= What the exercise asks =
Quote every line as written. Omit pictures.
--- Start of Recorded data ---
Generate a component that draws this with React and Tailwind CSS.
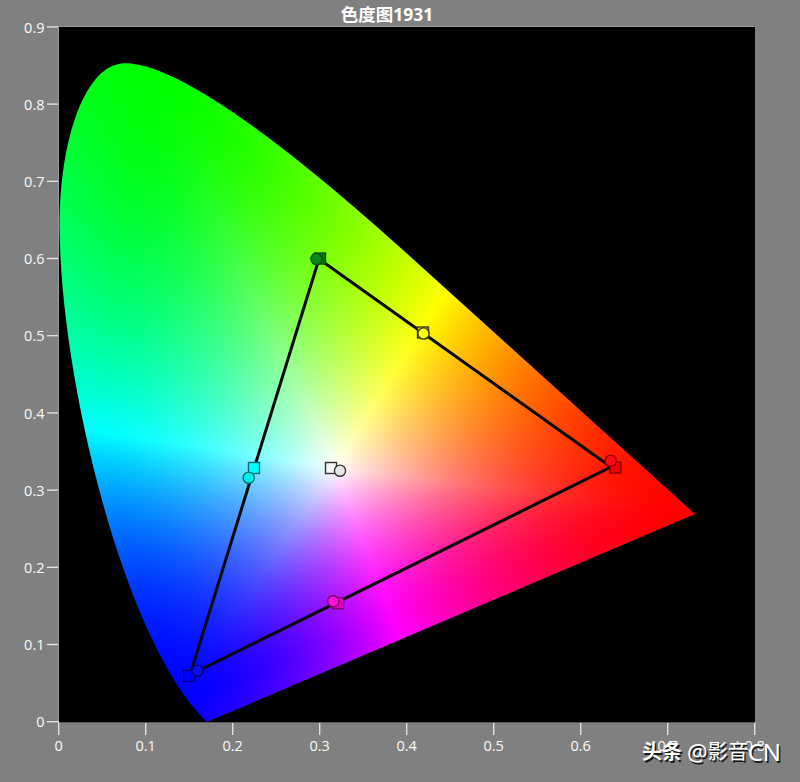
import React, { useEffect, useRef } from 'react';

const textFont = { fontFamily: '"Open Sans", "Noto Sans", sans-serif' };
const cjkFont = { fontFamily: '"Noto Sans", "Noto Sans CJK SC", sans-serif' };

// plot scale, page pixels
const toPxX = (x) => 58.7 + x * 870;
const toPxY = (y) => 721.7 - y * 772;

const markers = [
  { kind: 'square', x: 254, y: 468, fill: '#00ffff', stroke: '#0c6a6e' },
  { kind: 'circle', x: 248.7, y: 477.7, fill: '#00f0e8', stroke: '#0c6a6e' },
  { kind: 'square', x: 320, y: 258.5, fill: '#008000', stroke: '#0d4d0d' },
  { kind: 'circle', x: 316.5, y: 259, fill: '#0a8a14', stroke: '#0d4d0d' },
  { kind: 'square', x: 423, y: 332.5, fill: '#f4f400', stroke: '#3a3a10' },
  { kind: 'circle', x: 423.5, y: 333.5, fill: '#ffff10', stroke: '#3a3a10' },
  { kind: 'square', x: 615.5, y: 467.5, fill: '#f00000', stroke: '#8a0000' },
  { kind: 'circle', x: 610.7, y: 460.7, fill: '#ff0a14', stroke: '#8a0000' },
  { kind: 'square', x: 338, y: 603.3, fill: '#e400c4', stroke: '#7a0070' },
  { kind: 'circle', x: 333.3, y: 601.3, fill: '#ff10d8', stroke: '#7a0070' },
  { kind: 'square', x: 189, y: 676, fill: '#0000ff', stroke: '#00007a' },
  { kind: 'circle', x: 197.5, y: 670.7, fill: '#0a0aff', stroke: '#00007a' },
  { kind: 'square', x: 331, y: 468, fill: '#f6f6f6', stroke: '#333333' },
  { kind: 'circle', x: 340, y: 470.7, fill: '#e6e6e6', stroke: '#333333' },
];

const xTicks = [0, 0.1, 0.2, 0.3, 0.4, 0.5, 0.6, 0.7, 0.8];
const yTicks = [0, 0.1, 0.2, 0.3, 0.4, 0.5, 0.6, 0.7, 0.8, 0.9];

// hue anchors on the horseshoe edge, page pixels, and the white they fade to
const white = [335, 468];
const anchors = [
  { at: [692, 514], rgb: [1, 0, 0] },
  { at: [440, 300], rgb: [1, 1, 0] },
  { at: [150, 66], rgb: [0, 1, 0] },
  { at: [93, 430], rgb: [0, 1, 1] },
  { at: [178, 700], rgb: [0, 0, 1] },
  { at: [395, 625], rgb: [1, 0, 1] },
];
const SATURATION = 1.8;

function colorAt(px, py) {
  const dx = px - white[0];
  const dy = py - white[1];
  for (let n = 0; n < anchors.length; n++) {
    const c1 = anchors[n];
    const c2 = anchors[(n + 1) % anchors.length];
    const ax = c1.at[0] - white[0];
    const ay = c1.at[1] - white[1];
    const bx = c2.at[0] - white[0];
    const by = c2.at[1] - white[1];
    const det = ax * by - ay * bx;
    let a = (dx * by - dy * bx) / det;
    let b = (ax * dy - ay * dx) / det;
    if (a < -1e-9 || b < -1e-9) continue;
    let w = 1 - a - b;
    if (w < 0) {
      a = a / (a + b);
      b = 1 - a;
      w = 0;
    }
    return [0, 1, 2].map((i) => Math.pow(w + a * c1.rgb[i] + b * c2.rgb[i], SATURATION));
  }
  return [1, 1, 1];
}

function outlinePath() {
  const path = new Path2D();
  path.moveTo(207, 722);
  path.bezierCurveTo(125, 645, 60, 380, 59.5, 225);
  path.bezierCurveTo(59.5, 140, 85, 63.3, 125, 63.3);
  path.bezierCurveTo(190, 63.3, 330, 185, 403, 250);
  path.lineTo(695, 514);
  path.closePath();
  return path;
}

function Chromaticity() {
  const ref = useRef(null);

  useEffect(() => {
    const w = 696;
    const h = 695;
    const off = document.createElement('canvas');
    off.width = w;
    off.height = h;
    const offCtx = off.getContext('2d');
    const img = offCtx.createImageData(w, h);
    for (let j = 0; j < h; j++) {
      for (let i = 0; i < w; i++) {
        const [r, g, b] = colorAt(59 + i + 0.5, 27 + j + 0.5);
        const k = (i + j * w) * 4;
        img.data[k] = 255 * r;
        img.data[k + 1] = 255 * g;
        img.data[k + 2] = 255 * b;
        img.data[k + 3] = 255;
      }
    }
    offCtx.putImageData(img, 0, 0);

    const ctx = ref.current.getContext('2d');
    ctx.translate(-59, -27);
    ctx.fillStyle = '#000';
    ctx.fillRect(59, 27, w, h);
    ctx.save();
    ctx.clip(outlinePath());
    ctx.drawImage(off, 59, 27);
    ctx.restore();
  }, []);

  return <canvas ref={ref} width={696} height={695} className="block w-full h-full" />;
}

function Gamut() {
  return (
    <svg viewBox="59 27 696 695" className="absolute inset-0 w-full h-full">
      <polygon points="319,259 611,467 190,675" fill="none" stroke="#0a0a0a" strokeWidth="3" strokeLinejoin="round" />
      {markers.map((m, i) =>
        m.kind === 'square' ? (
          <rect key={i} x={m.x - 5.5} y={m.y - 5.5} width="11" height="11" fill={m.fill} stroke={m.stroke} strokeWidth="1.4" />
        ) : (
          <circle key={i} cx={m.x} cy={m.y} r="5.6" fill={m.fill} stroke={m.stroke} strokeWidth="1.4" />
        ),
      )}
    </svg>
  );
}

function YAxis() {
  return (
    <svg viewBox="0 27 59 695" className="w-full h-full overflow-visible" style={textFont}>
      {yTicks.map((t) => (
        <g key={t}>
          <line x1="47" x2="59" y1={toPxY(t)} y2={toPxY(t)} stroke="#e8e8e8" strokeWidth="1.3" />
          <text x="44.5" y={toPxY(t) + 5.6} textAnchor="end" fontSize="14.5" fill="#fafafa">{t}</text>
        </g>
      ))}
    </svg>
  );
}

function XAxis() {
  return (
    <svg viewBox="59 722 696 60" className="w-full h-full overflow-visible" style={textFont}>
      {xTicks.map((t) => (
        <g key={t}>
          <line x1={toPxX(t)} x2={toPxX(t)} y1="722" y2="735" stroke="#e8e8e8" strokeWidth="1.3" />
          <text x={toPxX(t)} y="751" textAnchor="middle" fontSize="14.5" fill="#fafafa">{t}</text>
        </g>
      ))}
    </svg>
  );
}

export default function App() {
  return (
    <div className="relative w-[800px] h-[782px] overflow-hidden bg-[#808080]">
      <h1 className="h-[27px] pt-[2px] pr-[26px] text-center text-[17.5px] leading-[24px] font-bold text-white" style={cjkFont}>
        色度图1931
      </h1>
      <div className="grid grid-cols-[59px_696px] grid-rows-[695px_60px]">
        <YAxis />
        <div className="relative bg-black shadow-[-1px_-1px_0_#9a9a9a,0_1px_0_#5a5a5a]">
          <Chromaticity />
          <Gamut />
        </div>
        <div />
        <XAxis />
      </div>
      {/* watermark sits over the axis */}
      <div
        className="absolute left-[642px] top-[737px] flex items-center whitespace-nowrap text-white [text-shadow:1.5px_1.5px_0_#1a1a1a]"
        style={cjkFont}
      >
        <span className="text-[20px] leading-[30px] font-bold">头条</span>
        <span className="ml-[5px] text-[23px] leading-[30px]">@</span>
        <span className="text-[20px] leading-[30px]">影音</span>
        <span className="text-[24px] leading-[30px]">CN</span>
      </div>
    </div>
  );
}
--- End of Recorded data ---
= Result of this exercise =
Generate a component that draws this with React and Tailwind CSS.
import React, { useEffect, useRef } from 'react';

const textFont = { fontFamily: '"Open Sans", "Noto Sans", sans-serif' };
const cjkFont = { fontFamily: '"Noto Sans", "Noto Sans CJK SC", sans-serif' };

// plot scale, page pixels
const toPxX = (x) => 58.7 + x * 870;
const toPxY = (y) => 721.7 - y * 772;

const markers = [
  { kind: 'square', x: 254, y: 468, fill: '#00ffff', stroke: '#0c6a6e' },
  { kind: 'circle', x: 248.7, y: 477.7, fill: '#00f0e8', stroke: '#0c6a6e' },
  { kind: 'square', x: 320, y: 258.5, fill: '#008000', stroke: '#0d4d0d' },
  { kind: 'circle', x: 316.5, y: 259, fill: '#0a8a14', stroke: '#0d4d0d' },
  { kind: 'square', x: 423, y: 332.5, fill: '#f4f400', stroke: '#3a3a10' },
  { kind: 'circle', x: 423.5, y: 333.5, fill: '#ffff10', stroke: '#3a3a10' },
  { kind: 'square', x: 615.5, y: 467.5, fill: '#f00000', stroke: '#8a0000' },
  { kind: 'circle', x: 610.7, y: 460.7, fill: '#ff0a14', stroke: '#8a0000' },
  { kind: 'square', x: 338, y: 603.3, fill: '#e400c4', stroke: '#7a0070' },
  { kind: 'circle', x: 333.3, y: 601.3, fill: '#ff10d8', stroke: '#7a0070' },
  { kind: 'square', x: 189, y: 676, fill: '#0000ff', stroke: '#00007a' },
  { kind: 'circle', x: 197.5, y: 670.7, fill: '#0a0aff', stroke: '#00007a' },
  { kind: 'square', x: 331, y: 468, fill: '#f6f6f6', stroke: '#333333' },
  { kind: 'circle', x: 340, y: 470.7, fill: '#e6e6e6', stroke: '#333333' },
];

const xTicks = [0, 0.1, 0.2, 0.3, 0.4, 0.5, 0.6, 0.7, 0.8];
const yTicks = [0, 0.1, 0.2, 0.3, 0.4, 0.5, 0.6, 0.7, 0.8, 0.9];

// hue anchors on the horseshoe edge, page pixels, and the white they fade to
const white = [335, 468];
const anchors = [
  { at: [692, 514], rgb: [1, 0, 0] },
  { at: [440, 300], rgb: [1, 1, 0] },
  { at: [150, 66], rgb: [0, 1, 0] },
  { at: [93, 430], rgb: [0, 1, 1] },
  { at: [178, 700], rgb: [0, 0, 1] },
  { at: [395, 625], rgb: [1, 0, 1] },
];
const SATURATION = 1.8;

function colorAt(px, py) {
  const dx = px - white[0];
  const dy = py - white[1];
  for (let n = 0; n < anchors.length; n++) {
    const c1 = anchors[n];
    const c2 = anchors[(n + 1) % anchors.length];
    const ax = c1.at[0] - white[0];
    const ay = c1.at[1] - white[1];
    const bx = c2.at[0] - white[0];
    const by = c2.at[1] - white[1];
    const det = ax * by - ay * bx;
    let a = (dx * by - dy * bx) / det;
    let b = (ax * dy - ay * dx) / det;
    if (a < -1e-9 || b < -1e-9) continue;
    let w = 1 - a - b;
    if (w < 0) {
      a = a / (a + b);
      b = 1 - a;
      w = 0;
    }
    return [0, 1, 2].map((i) => Math.pow(w + a * c1.rgb[i] + b * c2.rgb[i], SATURATION));
  }
  return [1, 1, 1];
}

function outlinePath() {
  const path = new Path2D();
  path.moveTo(207, 722);
  path.bezierCurveTo(125, 645, 60, 380, 59.5, 225);
  path.bezierCurveTo(59.5, 140, 85, 63.3, 125, 63.3);
  path.bezierCurveTo(190, 63.3, 330, 185, 403, 250);
  path.lineTo(695, 514);
  path.closePath();
  return path;
}

function Chromaticity() {
  const ref = useRef(null);

  useEffect(() => {
    const w = 696;
    const h = 695;
    const off = document.createElement('canvas');
    off.width = w;
    off.height = h;
    const offCtx = off.getContext('2d');
    const img = offCtx.createImageData(w, h);
    for (let j = 0; j < h; j++) {
      for (let i = 0; i < w; i++) {
        const [r, g, b] = colorAt(59 + i + 0.5, 27 + j + 0.5);
        const k = (i + j * w) * 4;
        img.data[k] = 255 * r;
        img.data[k + 1] = 255 * g;
        img.data[k + 2] = 255 * b;
        img.data[k + 3] = 255;
      }
    }
    offCtx.putImageData(img, 0, 0);

    const ctx = ref.current.getContext('2d');
    ctx.translate(-59, -27);
    ctx.fillStyle = '#000';
    ctx.fillRect(59, 27, w, h);
    ctx.save();
    ctx.clip(outlinePath());
    ctx.drawImage(off, 59, 27);
    ctx.restore();
  }, []);

  return <canvas ref={ref} width={696} height={695} className="block w-full h-full" />;
}

function Gamut() {
  return (
    <svg viewBox="59 27 696 695" className="absolute inset-0 w-full h-full">
      <polygon points="319,259 611,467 190,675" fill="none" stroke="#0a0a0a" strokeWidth="3" strokeLinejoin="round" />
      {markers.map((m, i) =>
        m.kind === 'square' ? (
          <rect key={i} x={m.x - 5.5} y={m.y - 5.5} width="11" height="11" fill={m.fill} stroke={m.stroke} strokeWidth="1.4" />
        ) : (
          <circle key={i} cx={m.x} cy={m.y} r="5.6" fill={m.fill} stroke={m.stroke} strokeWidth="1.4" />
        ),
      )}
    </svg>
  );
}

function YAxis() {
  return (
    <svg viewBox="0 27 59 695" className="w-full h-full overflow-visible" style={textFont}>
      {yTicks.map((t) => (
        <g key={t}>
          <line x1="47" x2="59" y1={toPxY(t)} y2={toPxY(t)} stroke="#e8e8e8" strokeWidth="1.3" />
          <text x="44.5" y={toPxY(t) + 5.6} textAnchor="end" fontSize="14.5" fill="#fafafa">{t}</text>
        </g>
      ))}
    </svg>
  );
}

function XAxis() {
  return (
    <svg viewBox="59 722 696 60" className="w-full h-full overflow-visible" style={textFont}>
      {xTicks.map((t) => (
        <g key={t}>
          <line x1={toPxX(t)} x2={toPxX(t)} y1="722" y2="735" stroke="#e8e8e8" strokeWidth="1.3" />
          <text x={toPxX(t)} y="751" textAnchor="middle" fontSize="14.5" fill="#fafafa">{t}</text>
        </g>
      ))}
    </svg>
  );
}

export default function App() {
  return (
    <div className="relative w-[800px] h-[782px] overflow-hidden bg-[#808080]">
      <h1 className="h-[27px] pt-[2px] pr-[26px] text-center text-[17.5px] leading-[24px] font-bold text-white" style={cjkFont}>
        色度图1931
      </h1>
      <div className="grid grid-cols-[59px_696px] grid-rows-[695px_60px]">
        <YAxis />
        <div className="relative bg-black shadow-[-1px_-1px_0_#9a9a9a,0_1px_0_#5a5a5a]">
          <Chromaticity />
          <Gamut />
        </div>
        <div />
        <XAxis />
      </div>
      {/* watermark sits over the axis */}
      <div
        className="absolute left-[642px] top-[737px] flex items-center whitespace-nowrap text-white [text-shadow:1.5px_1.5px_0_#1a1a1a]"
        style={cjkFont}
      >
        <span className="text-[20px] leading-[30px] font-bold">头条</span>
        <span className="ml-[5px] text-[23px] leading-[30px]">@</span>
        <span className="text-[20px] leading-[30px]">影音</span>
        <span className="text-[24px] leading-[30px]">CN</span>
      </div>
    </div>
  );
}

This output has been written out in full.